======== Given material

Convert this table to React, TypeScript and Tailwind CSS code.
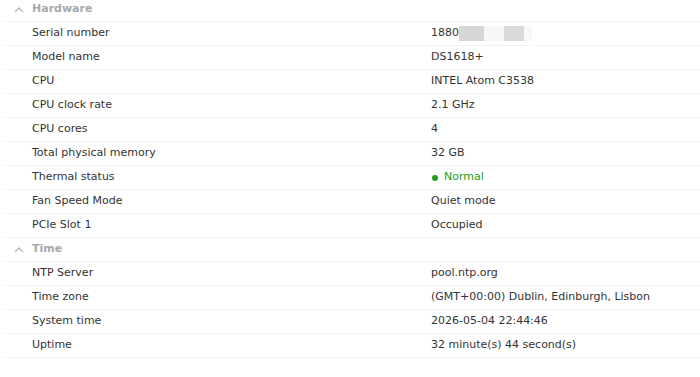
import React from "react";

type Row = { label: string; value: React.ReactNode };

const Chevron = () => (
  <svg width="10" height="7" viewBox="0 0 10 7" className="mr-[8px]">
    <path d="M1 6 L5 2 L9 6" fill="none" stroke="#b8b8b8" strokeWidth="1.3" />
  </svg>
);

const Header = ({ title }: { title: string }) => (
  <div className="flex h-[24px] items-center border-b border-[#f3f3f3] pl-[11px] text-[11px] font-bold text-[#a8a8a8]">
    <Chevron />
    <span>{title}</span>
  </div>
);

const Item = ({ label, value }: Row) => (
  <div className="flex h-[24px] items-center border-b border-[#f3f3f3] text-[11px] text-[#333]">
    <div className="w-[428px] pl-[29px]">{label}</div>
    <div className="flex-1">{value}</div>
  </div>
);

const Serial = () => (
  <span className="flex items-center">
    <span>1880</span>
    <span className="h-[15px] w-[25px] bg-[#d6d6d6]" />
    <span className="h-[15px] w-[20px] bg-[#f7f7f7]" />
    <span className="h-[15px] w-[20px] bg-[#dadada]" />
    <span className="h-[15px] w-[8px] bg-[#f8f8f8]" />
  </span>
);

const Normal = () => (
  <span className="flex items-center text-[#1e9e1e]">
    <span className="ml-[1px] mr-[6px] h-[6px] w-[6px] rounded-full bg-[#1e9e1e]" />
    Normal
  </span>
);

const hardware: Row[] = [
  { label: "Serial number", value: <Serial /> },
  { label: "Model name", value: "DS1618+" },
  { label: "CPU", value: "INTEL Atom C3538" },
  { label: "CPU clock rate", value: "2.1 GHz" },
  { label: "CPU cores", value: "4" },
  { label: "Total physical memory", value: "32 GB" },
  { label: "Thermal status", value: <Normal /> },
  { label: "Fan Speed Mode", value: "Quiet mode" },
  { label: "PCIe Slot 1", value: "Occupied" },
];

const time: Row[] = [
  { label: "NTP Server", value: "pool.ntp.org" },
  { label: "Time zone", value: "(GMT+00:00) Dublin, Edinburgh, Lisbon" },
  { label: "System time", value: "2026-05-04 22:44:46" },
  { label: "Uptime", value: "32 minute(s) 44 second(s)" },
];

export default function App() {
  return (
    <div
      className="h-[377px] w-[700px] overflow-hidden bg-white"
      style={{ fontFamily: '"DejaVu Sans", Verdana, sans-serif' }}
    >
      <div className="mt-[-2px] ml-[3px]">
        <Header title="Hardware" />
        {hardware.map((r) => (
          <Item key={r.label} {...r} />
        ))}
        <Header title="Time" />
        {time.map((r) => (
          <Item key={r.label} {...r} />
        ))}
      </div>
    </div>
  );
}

================

Copy the listing in full and without alteration, omitting every picture.

▶ _Solved exercise_
Convert this table to React, TypeScript and Tailwind CSS code.
import React from "react";

type Row = { label: string; value: React.ReactNode };

const Chevron = () => (
  <svg width="10" height="7" viewBox="0 0 10 7" className="mr-[8px]">
    <path d="M1 6 L5 2 L9 6" fill="none" stroke="#b8b8b8" strokeWidth="1.3" />
  </svg>
);

const Header = ({ title }: { title: string }) => (
  <div className="flex h-[24px] items-center border-b border-[#f3f3f3] pl-[11px] text-[11px] font-bold text-[#a8a8a8]">
    <Chevron />
    <span>{title}</span>
  </div>
);

const Item = ({ label, value }: Row) => (
  <div className="flex h-[24px] items-center border-b border-[#f3f3f3] text-[11px] text-[#333]">
    <div className="w-[428px] pl-[29px]">{label}</div>
    <div className="flex-1">{value}</div>
  </div>
);

const Serial = () => (
  <span className="flex items-center">
    <span>1880</span>
    <span className="h-[15px] w-[25px] bg-[#d6d6d6]" />
    <span className="h-[15px] w-[20px] bg-[#f7f7f7]" />
    <span className="h-[15px] w-[20px] bg-[#dadada]" />
    <span className="h-[15px] w-[8px] bg-[#f8f8f8]" />
  </span>
);

const Normal = () => (
  <span className="flex items-center text-[#1e9e1e]">
    <span className="ml-[1px] mr-[6px] h-[6px] w-[6px] rounded-full bg-[#1e9e1e]" />
    Normal
  </span>
);

const hardware: Row[] = [
  { label: "Serial number", value: <Serial /> },
  { label: "Model name", value: "DS1618+" },
  { label: "CPU", value: "INTEL Atom C3538" },
  { label: "CPU clock rate", value: "2.1 GHz" },
  { label: "CPU cores", value: "4" },
  { label: "Total physical memory", value: "32 GB" },
  { label: "Thermal status", value: <Normal /> },
  { label: "Fan Speed Mode", value: "Quiet mode" },
  { label: "PCIe Slot 1", value: "Occupied" },
];

const time: Row[] = [
  { label: "NTP Server", value: "pool.ntp.org" },
  { label: "Time zone", value: "(GMT+00:00) Dublin, Edinburgh, Lisbon" },
  { label: "System time", value: "2026-05-04 22:44:46" },
  { label: "Uptime", value: "32 minute(s) 44 second(s)" },
];

export default function App() {
  return (
    <div
      className="h-[377px] w-[700px] overflow-hidden bg-white"
      style={{ fontFamily: '"DejaVu Sans", Verdana, sans-serif' }}
    >
      <div className="mt-[-2px] ml-[3px]">
        <Header title="Hardware" />
        {hardware.map((r) => (
          <Item key={r.label} {...r} />
        ))}
        <Header title="Time" />
        {time.map((r) => (
          <Item key={r.label} {...r} />
        ))}
      </div>
    </div>
  );
}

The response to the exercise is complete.